Yesterday I quoted Horace Walpole’s immediate response to the death of Charles Townshend in September 1767. Townshend had a big personality full of contradictions, and he seems to have both fascinated and exasperated his political peers—who expressed themselves so handsomely.

Walpole had more to say about Townshend later in his Memoirs of the Reign of King George III:
On the 4th of September, 1767, died Charles Townshend, of a neglected fever, in, I think, the forty-second year of his age. He met his approaching fate with a good humour that never forsook him, and with an equanimity that he had never shown on the most trifling occasions. Though cut off so immaturely, it is a question whether he had not lived long enough for his character. His genius could have received no accession of brightness; his faults only promised multiplication. He had almost every great talent, and every little quality. His vanity exceeded even his abilities, and his suspicions seemed to make him doubt whether he had any. With such a capacity he must have been the greatest man of this age, and perhaps inferior to no man in any age, had his faults been only in a moderate proportion—in short, if he had had but common truth, common sincerity, common honesty, common modesty, common steadiness, common courage, and common sense. . . .
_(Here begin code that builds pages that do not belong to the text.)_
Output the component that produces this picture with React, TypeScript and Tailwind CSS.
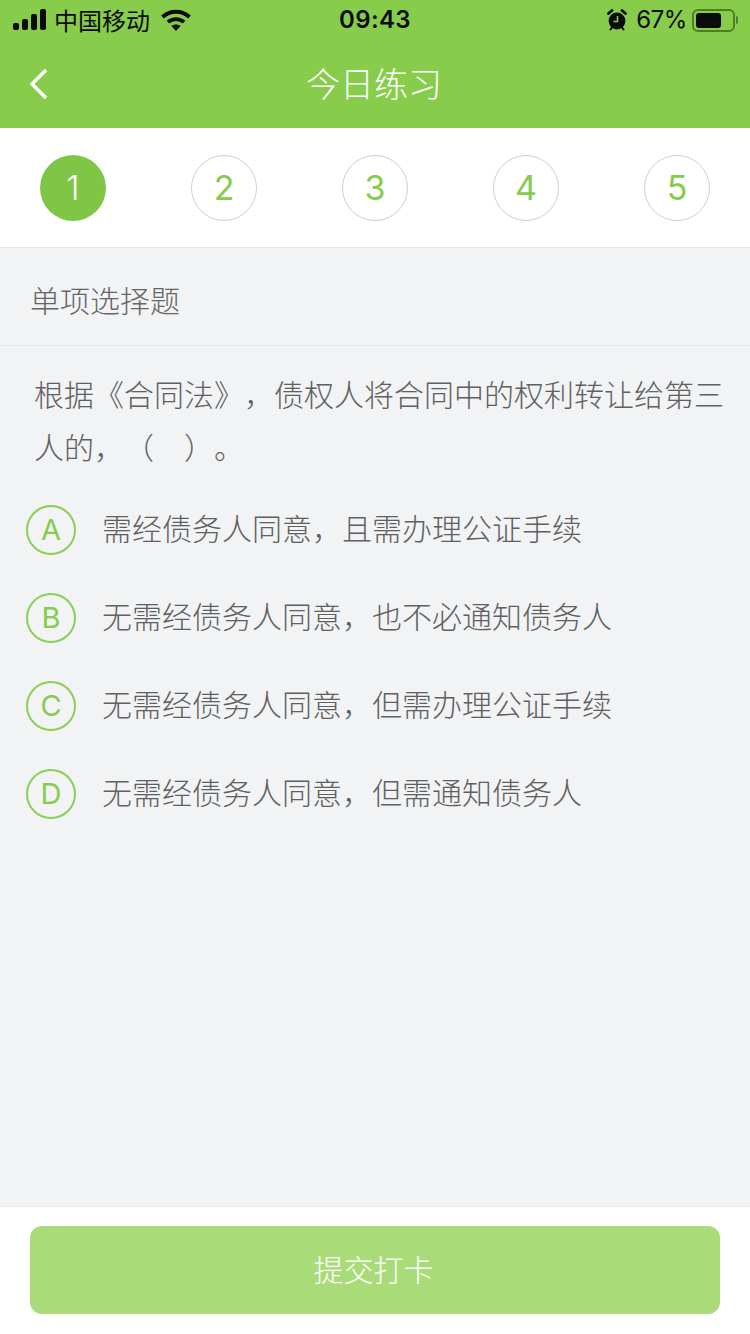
const FONT = "font-['Noto_Sans_CJK_SC','Noto_Sans',sans-serif]";

const steps = [1, 2, 3, 4, 5];

const options = [
  { key: "A", text: "需经债务人同意\uFF0C且需办理公证手续" },
  { key: "B", text: "无需经债务人同意\uFF0C也不必通知债务人" },
  { key: "C", text: "无需经债务人同意\uFF0C但需办理公证手续" },
  { key: "D", text: "无需经债务人同意\uFF0C但需通知债务人" },
];

function SignalIcon() {
  return (
    <svg width="34" height="22" viewBox="0 0 34 22" fill="#0b0b0b">
      <rect x="0" y="14" width="6" height="7" rx="2" />
      <rect x="9" y="10" width="6" height="11" rx="2" />
      <rect x="18" y="5" width="6" height="16" rx="2" />
      <rect x="27" y="0" width="6" height="21" rx="2" />
    </svg>
  );
}

function WifiIcon() {
  return (
    <svg width="30" height="22" viewBox="0 0 30 22" fill="none" stroke="#0b0b0b" strokeWidth="3.8">
      <path d="M1.5 8 C9 1 21 1 28.5 8" />
      <path d="M7 13.2 C11.5 9 18.5 9 23 13.2" />
      <path d="M15 22 L10.4 17 C13 15 17 15 19.6 17 Z" fill="#0b0b0b" stroke="none" />
    </svg>
  );
}

function AlarmIcon() {
  return (
    <svg width="20" height="22" viewBox="0 0 20 22">
      <circle cx="10" cy="12" r="8.4" fill="#0b0b0b" />
      <path d="M1.5 4.5 L5 1.5 M18.5 4.5 L15 1.5" stroke="#0b0b0b" strokeWidth="2.8" strokeLinecap="round" />
      <path d="M3.5 20.5 L5 18.5 M16.5 20.5 L15 18.5" stroke="#0b0b0b" strokeWidth="2" strokeLinecap="round" />
      <path d="M10.5 7 V12.5 H6.5" fill="none" stroke="#87cd4b" strokeWidth="1.5" />
    </svg>
  );
}

function BatteryIcon() {
  return (
    <div className="flex items-center gap-[1px]">
      <div className="h-[23px] w-[43px] rounded-[6px] border-2 border-[#4f7d2c] p-[2px]">
        <div className="h-full w-[25px] rounded-[3px] bg-[#0b0b0b]" />
      </div>
      <div className="h-[8px] w-[2px] rounded-r-sm bg-[#4f7d2c]" />
    </div>
  );
}

function StatusBar() {
  return (
    <div className="relative flex h-[40px] items-center justify-between pl-[13px] pr-[12px] text-[#0b0b0b]">
      <div className="flex items-center gap-[8px]">
        <SignalIcon />
        <span className="-ml-[1px] text-[24px] leading-none">中国移动</span>
        <div className="ml-[3px]">
          <WifiIcon />
        </div>
      </div>
      <span className="pointer-events-none absolute left-0 right-0 text-center font-['Inter',sans-serif] text-[24px] font-semibold tracking-[0.4px]">
        09:43
      </span>
      <div className="flex items-center">
        <AlarmIcon />
        <span className="ml-[9px] mr-[5px] font-['Inter',sans-serif] text-[24px] tracking-[-0.4px]">67%</span>
        <BatteryIcon />
      </div>
    </div>
  );
}

export default function App() {
  return (
    <div className={`${FONT} flex h-[1334px] w-[750px] flex-col overflow-hidden bg-[#f1f3f5] [text-spacing-trim:space-all]`}>
      <header className="h-[128px] bg-[#87cd4b]">
        <StatusBar />
        <div className="relative flex h-[88px] items-center justify-center pb-[4px] pr-[2px]">
          <svg className="absolute left-[29px] top-[28px]" width="20" height="32" viewBox="0 0 20 32" fill="none" stroke="#fff" strokeWidth="3.4">
            <path d="M17 2 L3 16 L17 30" />
          </svg>
          <h1 className="text-[34px] font-light text-white">今日练习</h1>
        </div>
      </header>

      <div className="flex h-[120px] items-center justify-between border-b border-[#e6e6e6] bg-white px-[40px]">
        {steps.map((n) =>
          n === 1 ? (
            <div key={n} className="flex size-[66px] items-center justify-center rounded-full bg-[#7fc646] font-['Inter',sans-serif] text-[34px] font-light text-white">
              {n}
            </div>
          ) : (
            <div key={n} className="flex size-[66px] items-center justify-center rounded-full border border-[#cfcfcf] font-['Inter',sans-serif] text-[34px] text-[#86cb4e]">
              {n}
            </div>
          ),
        )}
      </div>

      <div className="flex h-[98px] items-center border-b border-[#e4e6e8] pl-[30px] pt-[6px] text-[30px] font-light text-[#666]">
        单项选择题
      </div>

      <main className="flex-1 pt-[21px]">
        <p className="pl-[34px] pr-[20px] text-[30px] font-light leading-[53px] text-[#606060]">
          {"根据《合同法》\uFF0C债权人将合同中的权利转让给第三人的\uFF0C\uFF08\u3000\uFF09\u3002"}
        </p>
        <ul className="mt-[32px] flex flex-col gap-[38px] pl-[26px]">
          {options.map((o) => (
            <li key={o.key} className="flex items-center gap-[26px]">
              <div className="flex size-[50px] items-center justify-center rounded-full border-2 border-[#8ccf55] font-['Inter',sans-serif] text-[29px] text-[#86cb4e]">
                {o.key}
              </div>
              <span className="mb-[6px] text-[30px] font-light leading-none text-[#606060]">{o.text}</span>
            </li>
          ))}
        </ul>
      </main>

      <footer className="h-[128px] border-t border-[#e6e8ea] bg-white px-[30px] pt-[19px]">
        <button className="h-[88px] w-full rounded-[12px] bg-[#a9dc78] pb-[4px] pr-[3px] text-[30px] font-light text-white">
          提交打卡
        </button>
      </footer>
    </div>
  );
}
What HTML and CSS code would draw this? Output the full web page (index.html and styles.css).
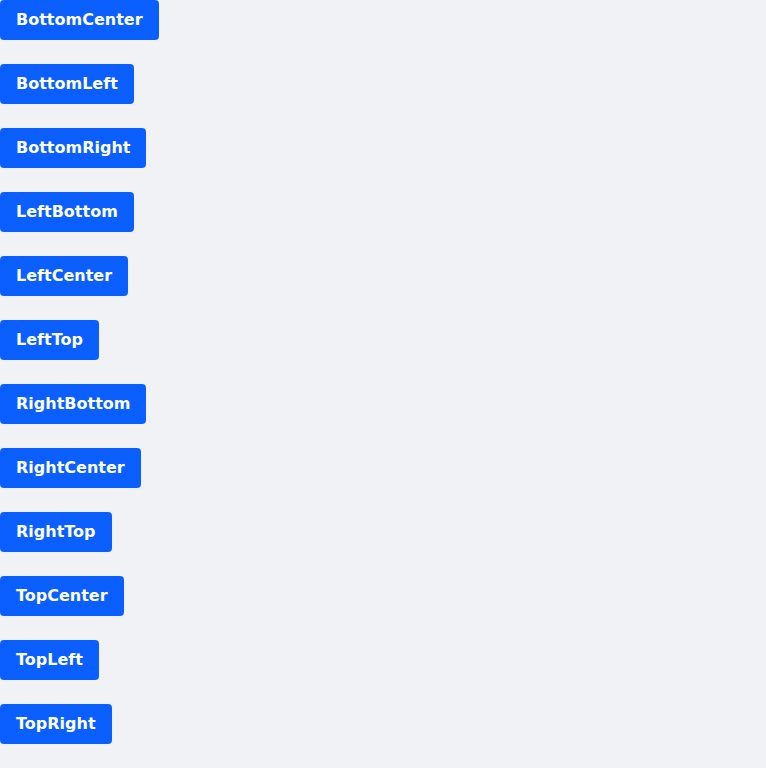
FILE: index.html
```html
<!DOCTYPE html>
<html>
<head>
<meta charset="utf-8">
<link rel="stylesheet" href="styles.css">
</head>
<body>
<div class="list">
  <button class="btn">BottomCenter</button>
  <button class="btn">BottomLeft</button>
  <button class="btn">BottomRight</button>
  <button class="btn">LeftBottom</button>
  <button class="btn">LeftCenter</button>
  <button class="btn">LeftTop</button>
  <button class="btn">RightBottom</button>
  <button class="btn">RightCenter</button>
  <button class="btn">RightTop</button>
  <button class="btn">TopCenter</button>
  <button class="btn">TopLeft</button>
  <button class="btn">TopRight</button>
</div>
</body>
</html>
```
FILE: styles.css
```css
html, body {
  margin: 0;
  padding: 0;
  background: #f1f2f6;
}
.list {
  display: flex;
  flex-direction: column;
  align-items: flex-start;
  gap: 24px;
}
.btn {
  height: 40px;
  padding: 0 16px;
  border: none;
  border-radius: 4px;
  background: #0b5fff;
  color: #fff;
  font-family: "DejaVu Sans", sans-serif;
  font-weight: bold;
  font-size: 16px;
  line-height: 38px;
  font-kerning: normal;
  text-rendering: optimizeLegibility;
  cursor: pointer;
}
```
Charles Townshend, who had studied nothing accurately or with attention, had parts that embraced all knowledge with such quickness, that he seemed to create knowledge instead of searching for it; and, ready as [Edmund] Burke’s wit was, it appeared artificial when set by that of Charles Townshend, which was so abundant, that in him it seemed a loss of time to think. He had but to speak, and all he said was new, natural, and yet uncommon. If Burke replied extempore, his very answers, that sprang from what had been said by others, were so painted and artfully arranged, that they wore the appearance of study and preparation: like beautiful translations, they seemed to want the soul of the original author. Townshend's speeches, like the Satires of Pope, had a thousand times more sense and meaning than the majestic blank verse of Pitt; and yet, the latter, like Milton, stalked with a conscious dignity of pre-eminence, and fascinated his audience with that respect which always attends the pompous but often shallow idea of the sublime.
Edmund Burke himself, in his 1774 speech on American taxation, recalled his political colleague and frequent adversary this way:
In truth, Sir, he was the delight and ornament of this House, and the charm of every private society which he honoured with his presence. Perhaps there never arose in this country, nor in any country, a man of a more pointed and finished wit, and (where his passions were not concerned) of a more refined, exquisite, and penetrating judgment. If he had not so great a stock, as some have had who flourished formerly, of knowledge long treasured up, he knew better by far than any man I was ever acquainted with how to bring together within a short time all that was necessary to establish, to illustrate, and to decorate that side of the question he supported. He stated his matter skilfully and powerfully. He particularly excelled in a most luminous explanation and display of his subject. His style of argument was neither trite nor vulgar, nor subtle and abstruse. He hit the House between wind and water; and, not being troubled with too anxious a zeal for any matter in question, he was never more tedious nor more earnest than the preconceived opinions and present temper of his hearers required, with whom he was always in perfect unison. He conformed exactly to the temper of the House; and he seemed to lead because he was always sure to follow it.
For Burke always knowing the pulse of Parliament was, to be sure, somewhat faint praise, but praise nonetheless.